The second phase (PHASE 2) simulates the performance-critical path. It reads all IDs (child IDs with their parents) from the HashSet and puts them into a HashMap with the parent IDs as keys (i.e., aggregate IDs by parent).
Note: The actual retrieval system has a more complex logic, such as reading IDs from multiple sets and merging child IDs as the map entry’s values, but it turned out that none of these steps was responsible for the strong performance gap in question.
The remaining lines try to control for the GC, such that the data structures are not GC:ed too early. We’ve tried different alternatives for controlling the GC, but the results seemed pretty stable overall.
When running the program, the constants RUN_ID_OLD
and RUN_ID_NEW
activate the old and the new ID schema, respectively (best activate only one at a time). USE_PARENT_HASH
switches between the XOR hash (false) and the parent hash (true). SHUFFLE_SET
distorts the item order in the ID set. All other constants can remain as they are.
(c) Results
All results here are based on a typical Windows desktop with OpenJDK 11. We also tested Oracle JDK 8 and a Linux machine, but observed similar effects in all cases. For the following figure, we tested each configuration in independent runs, whereas each run repeats the timing 5 times. To avoid outliers, we report the median of the repetitions. Note, however, that the timings of the repetitions do not differ much. The performance is measured in milliseconds.
Observations:
- Using XOR hash yields a substantial performance drop in the HashSet setting when switching to the new ID schema. This hash function seems suboptimal, but we lack a good explanation.

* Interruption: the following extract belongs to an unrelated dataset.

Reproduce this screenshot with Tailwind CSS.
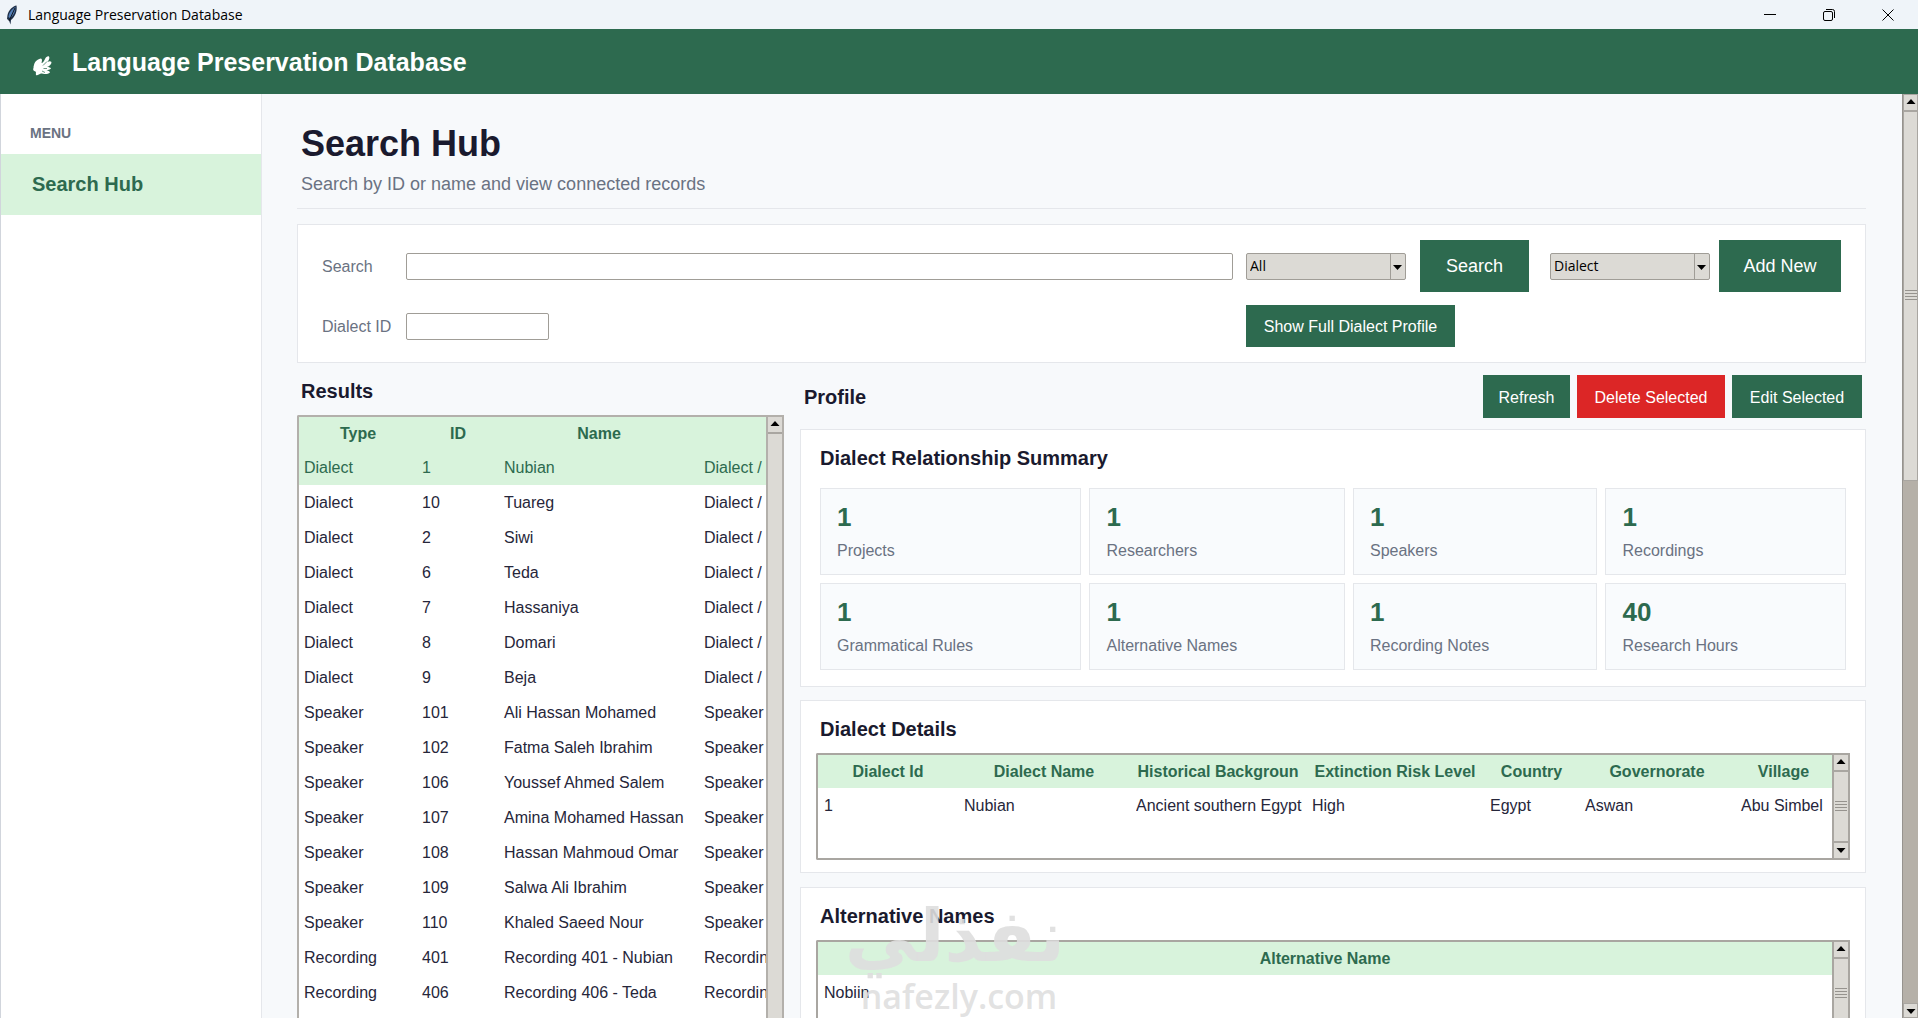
<!DOCTYPE html>
<html lang="en">
  <head>
    <meta charset="UTF-8">
    <title>Language Preservation Database</title>
    <script src="https://cdn.jsdelivr.net/npm/@tailwindcss/browser@4"></script>
  </head>
  <body class="h-screen flex flex-col overflow-hidden bg-[#f7f9fb] text-base leading-5 text-[#1a1a2e] font-['Liberation_Sans',Arial,sans-serif]">

    <!-- window title bar -->
    <div class="h-[29px] shrink-0 flex items-center bg-[#eff4f9] pl-1 pr-[6px] text-black">
      <svg class="w-4 h-5" viewBox="0 0 16 20">
        <path d="M12.5 0.5C9 1 4.500 5 3.500 10L3 14L5 15.500L6.500 19.500L7 15C11 12 13.500 6 12.500 0.500Z" fill="#1e2f48"/>
        <path d="M11.500 2C8 4 5 7 4.500 12L6 13C9 11 11.500 7 11.500 2Z" fill="#5580b8"/>
        <path d="M11 3L5 16" stroke="#10161f" fill="none"/>
      </svg>
      <span class="ml-2 text-sm font-['Open_Sans',sans-serif]">Language Preservation Database</span>
      <div class="ml-auto flex">
        <button class="w-12 h-[29px] grid place-items-center" aria-label="Minimize">
          <svg class="w-3 h-3" viewBox="0 0 12 12" stroke="#000" fill="none"><path d="M0 5.500H12"/></svg>
        </button>
        <button class="w-[70px] h-[29px] grid place-items-center" aria-label="Restore">
          <svg class="w-3 h-3" viewBox="0 0 12 12" stroke="#000" fill="none"><rect x=".5" y="2.500" width="9" height="9" rx="1.500"/><path d="M3 .5H9.500A2 2 0 0 1 11.500 2.500V9"/></svg>
        </button>
        <button class="w-12 h-[29px] grid place-items-center" aria-label="Close">
          <svg class="w-3 h-3" viewBox="0 0 12 12" stroke="#000" fill="none"><path d="M.5 .5L11.500 11.500M11.500 .5L.5 11.500"/></svg>
        </button>
      </div>
    </div>

    <header class="h-[65px] shrink-0 flex items-center bg-[#2d6a4f] pl-8 text-white">
      <svg class="w-5 h-5 mt-2" viewBox="0 0 20 20" fill="#fff">
        <path d="M2 9C3 5 6 3 9 2.500C10.500 3 10 5 9.500 7C11 7 12 5 13 3C14 1 15.500 0 17 .5C18 2 17 4 15.500 6C17 5 18.500 5 19.500 6C19.500 8.500 17.500 10 15 11C17 11 18.500 11.500 19 12.500C18 14 16 14 14.500 14C16 15 17.500 15 18 16.500C15 19 11 17.500 9 17.500C7 18 5.500 20 4 19C3.500 17.500 4.500 16.500 3.500 15.500C1.500 15 .5 13.500 1.500 12C1.500 11 1.500 10 2 9Z"/>
        <path d="M11 9.500L15 5.500M11.500 12.500H15M10 15L13 16.500" stroke="#2d6a4f" stroke-width=".7" fill="none"/>
      </svg>
      <div class="ml-5 text-[25px] leading-8 font-bold">Language Preservation Database</div>
    </header>

    <div class="flex-1 min-h-0 flex">
      <nav class="w-[262px] shrink-0 bg-white border-l border-r border-l-gray-300 border-r-gray-200">
        <div class="h-[60px] pt-[29px] pl-[29px] text-sm leading-5 font-bold text-gray-500">MENU</div>
        <a href="#" class="h-[61px] flex items-center pb-[2px] pl-[31px] bg-[#d8f3dc] text-xl leading-6 font-bold text-[#2d6a4f]">Search Hub</a>
      </nav>

      <main class="flex-1 min-w-0 flex flex-col pl-[35px] pr-9">
        <div class="h-[115px] shrink-0 border-b border-gray-200 pl-1 pt-[30px]">
          <h1 class="text-4xl leading-10 font-bold">Search Hub</h1>
          <p class="mt-2 text-lg leading-6 text-gray-500">Search by ID or name and view connected records</p>
        </div>

        <!-- search card -->
        <form class="mt-[15px] h-[139px] shrink-0 bg-white border border-gray-200 pl-6 pr-6 pt-[15px]">
          <div class="flex items-center h-[52px]">
            <label for="search" class="w-[84px] pt-[2px] text-gray-500">Search</label>
            <input id="search" type="text" class="flex-1 min-w-0 h-[27px] border border-[#a09d97] rounded-xs bg-white">
            <div class="relative ml-[13px]">
              <select aria-label="Search type" class="appearance-none block w-40 h-[27px] pl-[3px] border border-[#a09d97] rounded-xs bg-[#dcdad5] text-sm leading-5 text-black font-['Open_Sans',sans-serif]"><option>All</option></select>
              <svg class="absolute right-0 top-0 w-4 h-[27px] pointer-events-none" viewBox="0 0 16 27"><path d="M.5 1V26" stroke="#a09d97"/><path d="M3 12H12L7.500 17Z"/></svg>
            </div>
            <button type="button" class="ml-[14px] w-[109px] h-[52px] bg-[#2d6a4f] text-lg text-white">Search</button>
            <div class="relative ml-[21px]">
              <select aria-label="Record type" class="appearance-none block w-40 h-[27px] pl-[3px] border border-[#a09d97] rounded-xs bg-[#dcdad5] text-sm leading-5 text-black font-['Open_Sans',sans-serif]"><option>Dialect</option></select>
              <svg class="absolute right-0 top-0 w-4 h-[27px] pointer-events-none" viewBox="0 0 16 27"><path d="M.5 1V26" stroke="#a09d97"/><path d="M3 12H12L7.500 17Z"/></svg>
            </div>
            <button type="button" class="ml-[9px] w-[122px] h-[52px] bg-[#2d6a4f] text-lg text-white">Add New</button>
          </div>
          <div class="mt-[13px] flex items-center h-[42px]">
            <label for="dialectId" class="w-[84px] pt-[2px] text-gray-500">Dialect ID</label>
            <input id="dialectId" type="text" class="w-[143px] h-[27px] border border-[#a09d97] rounded-xs bg-white">
            <div class="ml-auto w-[595px]">
              <button type="button" class="w-[209px] h-[42px] pt-[2px] bg-[#2d6a4f] text-white">Show Full Dialect Profile</button>
            </div>
          </div>
        </form>

        <div class="flex-1 min-h-0 grid grid-cols-[487px_minmax(0,1fr)] gap-x-4">
          <section class="min-h-0 flex flex-col">
            <h2 class="pt-4 pl-1 h-[52px] text-xl leading-6 font-bold">Results</h2>
            <div class="flex-1 min-h-0 flex border-2 border-b-0 border-r-0 border-[#b3b0ab] rounded-tl-xs bg-white">
              <div class="flex-1 min-w-0 overflow-hidden">
                <table class="w-full table-fixed whitespace-nowrap">
                  <colgroup><col class="w-[118px]"><col class="w-[82px]"><col class="w-[200px]"><col></colgroup>
                  <thead class="bg-[#d8f3dc] text-[#2d6a4f]">
                    <tr class="h-[33px]"><th>Type</th><th>ID</th><th>Name</th><th></th></tr>
                  </thead>
                  <tbody id="results" class="text-[#26263a]"></tbody>
                </table>
              </div>
              <div class="w-[18px] flex flex-col border-x-2 border-[#b3b0ab] bg-[#dcdad5]">
                <svg class="w-[14px] h-[15px]" viewBox="0 0 14 15"><path d="M2.500 9H11.500L7 4Z"/></svg>
                <div class="flex-1 border-t-2 border-[#a9a6a1]"></div>
              </div>
            </div>
          </section>

          <section class="min-w-0 min-h-0">
            <div class="flex items-center gap-[7px] pt-3 pb-[11px] pl-1 pr-1 h-[66px]">
              <h2 class="mr-auto text-xl leading-6 font-bold">Profile</h2>
              <button type="button" class="w-[87px] h-[43px] pt-[2px] bg-[#2d6a4f] text-white">Refresh</button>
              <button type="button" class="w-[148px] h-[43px] pt-[2px] bg-[#dc2626] text-white">Delete Selected</button>
              <button type="button" class="w-[130px] h-[43px] pt-[2px] bg-[#2d6a4f] text-white">Edit Selected</button>
            </div>

            <div class="bg-white border border-gray-200 px-[19px] pt-4 h-[258px]">
              <h3 class="text-xl leading-6 font-bold">Dialect Relationship Summary</h3>
              <div id="stats" class="mt-[18px] grid grid-cols-[262fr_256fr_245fr_241fr] gap-2"></div>
            </div>

            <div class="mt-[13px] bg-white border border-gray-200 pl-[15px] pr-[15px] pt-4 h-[173px]">
              <h3 class="pl-1 text-xl leading-6 font-bold">Dialect Details</h3>
              <div class="mt-3 h-[107px] flex border-2 border-r-0 border-[#a9a6a1] rounded-l-xs">
                <div class="flex-1 min-w-0 overflow-hidden">
                  <table class="w-full table-fixed whitespace-nowrap">
                    <colgroup><col class="w-[140px]"><col class="w-[172px]"><col class="w-[176px]"><col class="w-[178px]"><col class="w-[95px]"><col class="w-[156px]"><col></colgroup>
                    <thead class="bg-[#d8f3dc] text-[#2d6a4f]">
                      <tr class="h-[33px]"><th>Dialect Id</th><th>Dialect Name</th><th>Historical Backgroun</th><th>Extinction Risk Level</th><th>Country</th><th>Governorate</th><th>Village</th></tr>
                    </thead>
                    <tbody class="text-[#26263a]">
                      <tr class="h-[35px]"><td class="pl-[6px]">1</td><td class="pl-[6px]">Nubian</td><td class="pl-[6px] pr-1"><div class="overflow-hidden">Ancient southern Egyptian</div></td><td class="pl-[6px]">High</td><td class="pl-[6px]">Egypt</td><td class="pl-[6px]">Aswan</td><td class="pl-[6px]">Abu Simbel</td></tr>
                    </tbody>
                  </table>
                </div>
                <div class="w-[18px] flex flex-col items-center border-x-2 border-[#a9a6a1] bg-[#dcdad5]">
                  <svg class="w-[14px] h-[15px]" viewBox="0 0 14 15"><path d="M2.500 9H11.500L7 4Z"/></svg>
                  <div class="flex-1 w-full border-y-2 border-[#a9a6a1] grid place-items-center">
                    <svg class="w-3 h-3" viewBox="0 0 12 12" stroke="#96938e"><path d="M0 .5H12M0 3.500H12M0 6.500H12M0 9.500H12"/></svg>
                  </div>
                  <svg class="w-[14px] h-[15px]" viewBox="0 0 14 15"><path d="M2.500 5H11.500L7 10Z"/></svg>
                </div>
              </div>
            </div>

            <div class="relative mt-[14px] bg-white border border-gray-200 pl-[15px] pr-[15px] pt-4 h-[173px]">
              <h3 class="pl-1 text-xl leading-6 font-bold">Alternative Names</h3>
              <div class="mt-3 h-[107px] flex border-2 border-r-0 border-[#a9a6a1] rounded-l-xs">
                <div class="flex-1 min-w-0 overflow-hidden">
                  <table class="w-full table-fixed whitespace-nowrap">
                    <thead class="bg-[#d8f3dc] text-[#2d6a4f]"><tr class="h-[33px]"><th>Alternative Name</th></tr></thead>
                    <tbody class="text-[#26263a]"><tr class="h-[35px]"><td class="pl-[6px]">Nobiin</td></tr></tbody>
                  </table>
                </div>
                <div class="w-[18px] flex flex-col items-center border-x-2 border-[#a9a6a1] bg-[#dcdad5]">
                  <svg class="w-[14px] h-[15px]" viewBox="0 0 14 15"><path d="M2.500 9H11.500L7 4Z"/></svg>
                  <div class="flex-1 w-full border-y-2 border-[#a9a6a1] grid place-items-center">
                    <svg class="w-3 h-3" viewBox="0 0 12 12" stroke="#96938e"><path d="M0 .5H12M0 3.500H12M0 6.500H12M0 9.500H12"/></svg>
                  </div>
                  <svg class="w-[14px] h-[15px]" viewBox="0 0 14 15"><path d="M2.500 5H11.500L7 10Z"/></svg>
                </div>
              </div>

              <!-- watermark -->
              <div class="absolute left-[52px] top-[10px] w-[212px] text-center text-[#dedede]/90 pointer-events-none">
                <div lang="ar" dir="rtl" class="h-[78px] text-[72px] leading-[76px] font-bold font-['DejaVu_Sans',sans-serif]">نفذلي</div>
                <div class="text-[34px] leading-10 font-semibold font-['Open_Sans',sans-serif]">nafezly.com</div>
              </div>
            </div>
          </section>
        </div>
      </main>

      <!-- page scrollbar -->
      <div class="w-4 shrink-0 flex flex-col items-center bg-[#b5b0a8] border-l border-[#96938e]">
        <div class="w-full h-[17px] bg-[#dcdad5] border border-[#a9a6a1]"><svg class="w-[14px] h-[15px]" viewBox="0 0 14 15"><path d="M2.500 9H11.500L7 4Z"/></svg></div>
        <div class="w-full h-[40%] bg-[#dcdad5] border border-[#a9a6a1] grid place-items-center">
          <svg class="w-3 h-3" viewBox="0 0 12 12" stroke="#96938e"><path d="M0 .5H12M0 3.500H12M0 6.500H12M0 9.500H12"/></svg>
        </div>
        <div class="mt-auto w-full h-[15px] bg-[#dcdad5] border border-[#a9a6a1]"><svg class="w-[14px] h-[15px]" viewBox="0 0 14 15"><path d="M2.500 5H11.500L7 10Z"/></svg></div>
      </div>
    </div>

    <script>
      const rows = [
        ['Dialect', 1, 'Nubian', 'Dialect /'],
        ['Dialect', 10, 'Tuareg', 'Dialect /'],
        ['Dialect', 2, 'Siwi', 'Dialect /'],
        ['Dialect', 6, 'Teda', 'Dialect /'],
        ['Dialect', 7, 'Hassaniya', 'Dialect /'],
        ['Dialect', 8, 'Domari', 'Dialect /'],
        ['Dialect', 9, 'Beja', 'Dialect /'],
        ['Speaker', 101, 'Ali Hassan Mohamed', 'Speaker'],
        ['Speaker', 102, 'Fatma Saleh Ibrahim', 'Speaker'],
        ['Speaker', 106, 'Youssef Ahmed Salem', 'Speaker'],
        ['Speaker', 107, 'Amina Mohamed Hassan', 'Speaker'],
        ['Speaker', 108, 'Hassan Mahmoud Omar', 'Speaker'],
        ['Speaker', 109, 'Salwa Ali Ibrahim', 'Speaker'],
        ['Speaker', 110, 'Khaled Saeed Nour', 'Speaker'],
        ['Recording', 401, 'Recording 401 - Nubian', 'Recordin'],
        ['Recording', 406, 'Recording 406 - Teda', 'Recordin'],
      ];
      document.getElementById('results').innerHTML = rows.map((row, i) =>
        `<tr class="${i === 0 ? 'h-[35px] bg-[#d8f3dc] text-[#2d6a4f]' : 'h-[35px]'}">` +
        row.map(cell => `<td class="pl-[5px] overflow-hidden">${cell}</td>`).join('') + '</tr>'
      ).join('');

      const stats = [
        [1, 'Projects'], [1, 'Researchers'], [1, 'Speakers'], [1, 'Recordings'],
        [1, 'Grammatical Rules'], [1, 'Alternative Names'], [1, 'Recording Notes'], [40, 'Research Hours'],
      ];
      document.getElementById('stats').innerHTML = stats.map(([value, label]) =>
        `<div class="h-[87px] border border-gray-200 bg-[#f9fbfd] pl-4 pt-3">
          <div class="text-[26px] leading-8 font-bold text-[#2d6a4f]">${value}</div>
          <div class="mt-2 text-gray-500">${label}</div>
        </div>`
      ).join('');
    </script>
  </body>
</html>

- Using the parent hash function speeds up the process regardless of the ID schema. We speculate that the internal HashSet order is beneficial, since the resulting HashMap will build up the same order (because ID.hash = ID.parent.hash). Interestingly, this effect can also be observed if the HashSet is split into, say, 50 parts, each holding a random partition of the full HashSet. This leaves us puzzled.
- The entire process seems to be heavily dependent of the reading order in the for loop of the second phase (i.e., the internal order of the HashSet). If we distort the order in the shuffled LinkHashSet, we end up in a worst-case scenario, regardless of the ID schema.
- In a separate experiment, we also diagnosed the number of collisions when filling the HashMap, but could not find obvious differences when changing the ID schema.
Who can shed more light on explaining these results?
Update
The image below shows some profiling results (using VisualVM) for the non-shuffled runs. Indent indicates nested calls. All percentage values are relative to the phase 2 timing (100%).
An obious difference seems to be HashMap.putVal's self time. There was no obvious difference for treeifying buckets.